Agostinho distinguia entre a gratia operans (graça operante ou preveniente), que precede a vontade humana e a move para querer o bem, e a gratia cooperans (graça cooperadora), que assiste a vontade já renovada na prática do bem. A fé, para Agostinho, é também um dom de Deus, precedendo as boas obras e sendo essencial para a justificação.

A concepção agostiniana da liberdade da vontade, portanto, não nega a existência da volição humana, mas a situa dentro do contexto da Queda e da necessidade da graça. O homem caído possui uma vontade escravizada pelo pecado, incapaz de buscar genuinamente a Deus ou de realizar o bem espiritual por si mesmo. A verdadeira liberdade é restaurada pela obra da graça divina, que transforma o coração e inclina a vontade para o amor e a obediência a Deus, permitindo que o homem escolha voluntariamente o bem. Essa perspectiva influenciou profundamente a teologia ocidental e contrastava marcadamente com a ênfase pelagiana na capacidade inerente da vontade humana.

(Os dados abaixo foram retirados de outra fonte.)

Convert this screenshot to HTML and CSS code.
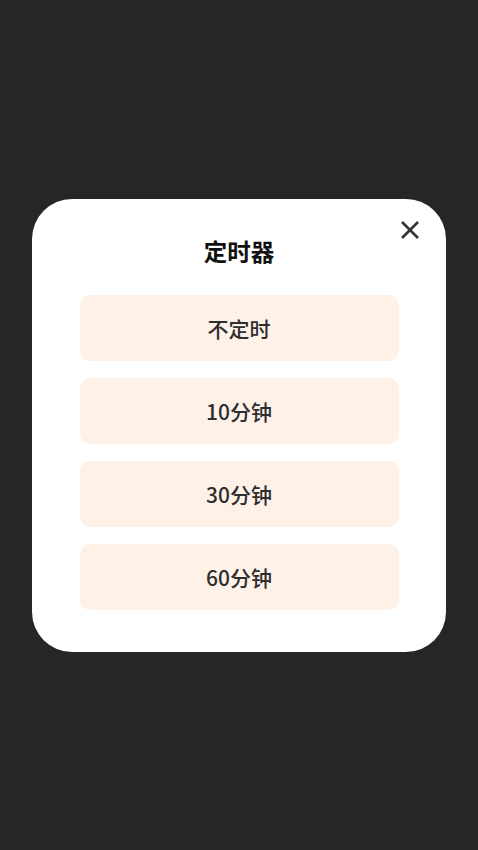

A doutrina da predestinação em Agostinho é uma consequência lógica de sua compreensão da graça como a causa eficiente da salvação. O que Deus realiza no tempo na renovação graciosa do pecador é o que Ele determinou em Seu plano eterno. Embora inicialmente tendesse a ver a predestinação como contingente à presciência divina, Agostinho percebeu que a própria fé e a escolha do bem eram efeitos da graça divina, modificando sua doutrina da predestinação em conformidade. A eleição divina, portanto, não anula a liberdade restaurada pela graça, mas garante que aqueles a quem Deus chama eficazmente responderão em fé e obediência.